Most Finish Line locations use soft-cloth systems with cloth strips and rotating brushes. Some locations offer a touchless tunnel option. Check the specific location before visiting if this matters to you. Touchless systems are less likely to introduce swirl marks but may not clean as thoroughly on heavily soiled vehicles.
Will Finish Line Car Wash scratch my car?
Any soft-cloth tunnel wash can introduce micro-scratches over time. The risk is higher if the brushes or cloth strips aren't cleaned frequently, if you drive through right after another heavily soiled vehicle, or if your paint is soft (some European brand paints scratch more easily than domestic brands). If your paint has been recently corrected, stick to hand washing or touchless for at least several months.
How often should I wash my car at a tunnel wash?
Every two to four weeks for a daily driver in normal conditions.
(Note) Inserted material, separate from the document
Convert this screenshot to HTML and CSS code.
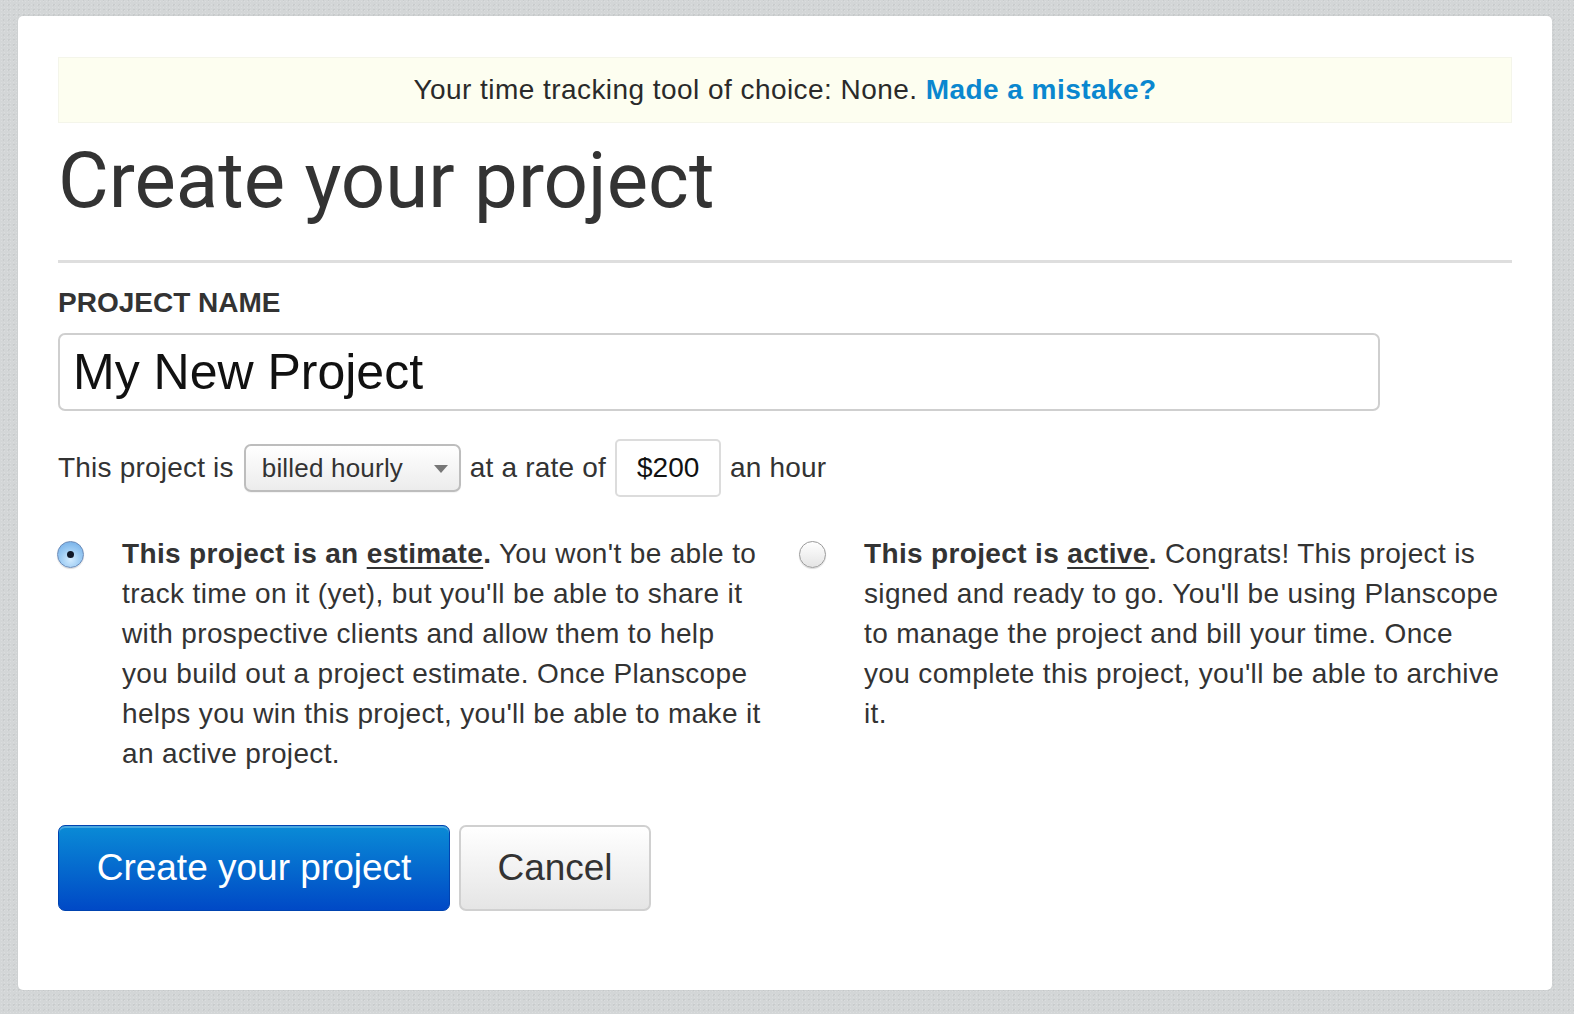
FILE: index.html
```html
<!DOCTYPE html>
<html lang="en">
<head>
<meta charset="utf-8">
<title>Create your project</title>
<link rel="stylesheet" href="styles.css">
</head>
<body>
<div class="card">
  <div class="notice">Your time tracking tool of choice: None. <a href="#" class="notice-link">Made a mistake?</a></div>
  <h1 class="title">Create your project</h1>
  <hr class="rule">
  <label class="field-label" for="pname">PROJECT NAME</label>
  <input class="name-input" id="pname" type="text" value="My New Project">
  <div class="rate-row">
    <span>This project is</span>
    <span class="select-wrap">
      <select class="billing-select">
        <option>billed hourly</option>
        <option>fixed price</option>
      </select>
    </span>
    <span>at a rate of</span>
    <input class="rate-input" type="text" value="$200">
    <span>an hour</span>
  </div>
  <div class="status-grid">
    <label class="status">
      <span class="radio-cell"><input class="radio" type="radio" name="status" checked></span>
      <span class="status-text status-text-left"><b>This project is an <u>estimate</u>.</b> You won't be able to track time on it (yet), but you'll be able to share it with prospective clients and allow them to help you build out a project estimate. Once Planscope helps you win this project, you'll be able to make it an active project.</span>
    </label>
    <label class="status">
      <span class="radio-cell"><input class="radio" type="radio" name="status"></span>
      <span class="status-text status-text-right"><b>This project is <u>active</u>.</b> Congrats! This project is signed and ready to go. You'll be using Planscope to manage the project and bill your time. Once you complete this project, you'll be able to archive it.</span>
    </label>
  </div>
  <div class="actions">
    <button class="btn btn-primary" type="button">Create your project</button>
    <button class="btn btn-cancel" type="button">Cancel</button>
  </div>
</div>
</body>
</html>
```
FILE: styles.css
```css
* { box-sizing: border-box; }

html {
  overflow: hidden;
}

body {
  margin: 0;
  background-color: #d3d6d7;
  background-image:
    radial-gradient(rgba(255,255,255,0.18) 1px, transparent 1px),
    radial-gradient(rgba(0,0,0,0.05) 1px, transparent 1px);
  background-size: 3px 3px, 5px 5px;
  background-position: 0 0, 1px 2px;
  padding: 16px 22px 20px 18px;
  font-family: "Liberation Sans", Arial, Helvetica, sans-serif;
  color: #333;
}

.card {
  background: #fff;
  border-radius: 5px;
  padding: 41px 40px 79px 40px;
  box-shadow: 0 0 2px rgba(0,0,0,0.08);
}

.notice {
  background: #fdfef0;
  border: 1px solid #f4f5ea;
  height: 66px;
  line-height: 64px;
  text-align: center;
  font-size: 28px;
  letter-spacing: 0.45px;
  color: #2a2a2a;
}

.notice-link {
  color: #0a87cf;
  font-weight: bold;
  text-decoration: none;
}

.title {
  font-family: Roboto, "Liberation Sans", sans-serif;
  font-weight: 400;
  font-size: 78px;
  line-height: 90px;
  color: #333;
  margin: 13px 0 0 0;
}

.rule {
  border: 0;
  height: 3px;
  background: #dedede;
  margin: 34px 0 0 0;
}

.field-label {
  display: block;
  font-weight: bold;
  font-size: 28px;
  line-height: 32px;
  color: #333;
  margin-top: 24px;
}

.name-input {
  display: block;
  margin-top: 14px;
  width: 1322px;
  height: 78px;
  border: 2px solid #cfcfcf;
  border-radius: 7px;
  padding: 0 13px;
  font-family: "Liberation Sans", Arial, sans-serif;
  font-size: 50px;
  color: #111;
  outline: none;
}

.rate-row {
  display: flex;
  align-items: center;
  gap: 9px;
  margin-top: 28px;
  font-size: 28px;
  letter-spacing: 0.2px;
  color: #333;
  height: 58px;
}

.select-wrap {
  position: relative;
  display: inline-block;
  margin-left: 1px;
}

.select-wrap::after {
  content: "";
  position: absolute;
  right: 13px;
  top: 21px;
  border-left: 7px solid transparent;
  border-right: 7px solid transparent;
  border-top: 8px solid #777;
  pointer-events: none;
}

.billing-select {
  appearance: none;
  -webkit-appearance: none;
  display: block;
  width: 217px;
  height: 48px;
  border: 2px solid #bdbdbd;
  border-radius: 7px;
  background: linear-gradient(#ffffff, #ececec);
  font-family: "Liberation Sans", Arial, sans-serif;
  font-size: 26px;
  letter-spacing: 0.2px;
  color: #333;
  padding: 0 0 0 16px;
  box-shadow: 0 1px 1px rgba(0,0,0,0.05);
}

.rate-input {
  width: 106px;
  height: 58px;
  border: 2px solid #dcdcdc;
  border-radius: 5px;
  padding: 0 0 0 20px;
  font-family: "Liberation Sans", Arial, sans-serif;
  font-size: 28px;
  color: #111;
  outline: none;
}

.status-grid {
  display: grid;
  grid-template-columns: 742px 1fr;
  margin-top: 37px;
}

.status {
  display: flex;
  align-items: flex-start;
}

.radio-cell {
  flex: 0 0 64px;
  padding-top: 7px;
}

.radio {
  appearance: none;
  -webkit-appearance: none;
  margin: 0 0 0 -1px;
  width: 27px;
  height: 27px;
  border-radius: 50%;
  border: 1px solid #9a9a9a;
  background: linear-gradient(#ffffff, #e4e4e4);
  box-shadow: 0 1px 1px rgba(0,0,0,0.15);
  position: relative;
  display: block;
}

.radio:checked {
  border-color: #6b8bb8;
  background: radial-gradient(circle at 50% 70%, #d3ecff 0%, #9fcdf4 45%, #6aa8e4 100%);
}

.radio:checked::after {
  content: "";
  position: absolute;
  left: 9px;
  top: 9px;
  width: 7px;
  height: 7px;
  border-radius: 50%;
  background: #101828;
}

.status-text {
  font-size: 28px;
  line-height: 40px;
  letter-spacing: 0.35px;
  color: #333;
}

.status-text-left {
  width: 644px;
}

.status-text-right {
  width: 638px;
}

.status-text u {
  text-decoration-thickness: 2px;
  text-underline-offset: 4px;
}

.actions {
  display: flex;
  gap: 9px;
  margin-top: 51px;
}

.btn {
  height: 86px;
  border-radius: 7px;
  font-family: "Liberation Sans", Arial, sans-serif;
  font-size: 37px;
  cursor: pointer;
}

.btn-primary {
  width: 392px;
  color: #fff;
  border: 1px solid #0043b0;
  background: linear-gradient(#0a8bd6, #0049c6);
  box-shadow: inset 0 2px 0 rgba(255,255,255,0.25);
}

.btn-cancel {
  width: 192px;
  color: #333;
  border: 2px solid #d0d0d0;
  background: linear-gradient(#ffffff, #e5e5e5);
}
```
If you drive in dusty areas, near the ocean, or in winter salt conditions, weekly is reasonable. Washing more frequently reduces the time contamination sits on the paint and attacks the clear coat.
Does the wax or sealant add-on at a tunnel wash actually work?
Yes, but with limited durability. Tunnel-applied wax or sealant is sprayed on and blown into the paint by air, not buffed in properly. It provides some protection and modest gloss enhancement, lasting 2 to 4 weeks. It's worth adding to a monthly wash but shouldn't replace a proper hand-applied wax or sealant a couple of times per year.
Key Takeaways
Finish Line Car Wash is a solid choice for regular maintenance washes, especially on a membership plan if you visit twice a month or more. For maximum gloss and paint protection, supplement tunnel washes with annual or biannual hand washes, clay bar decontamination, and a proper wax or sealant applied by hand or by a detailer. Touchless options are safer for corrected or sensitive paint than soft-cloth systems.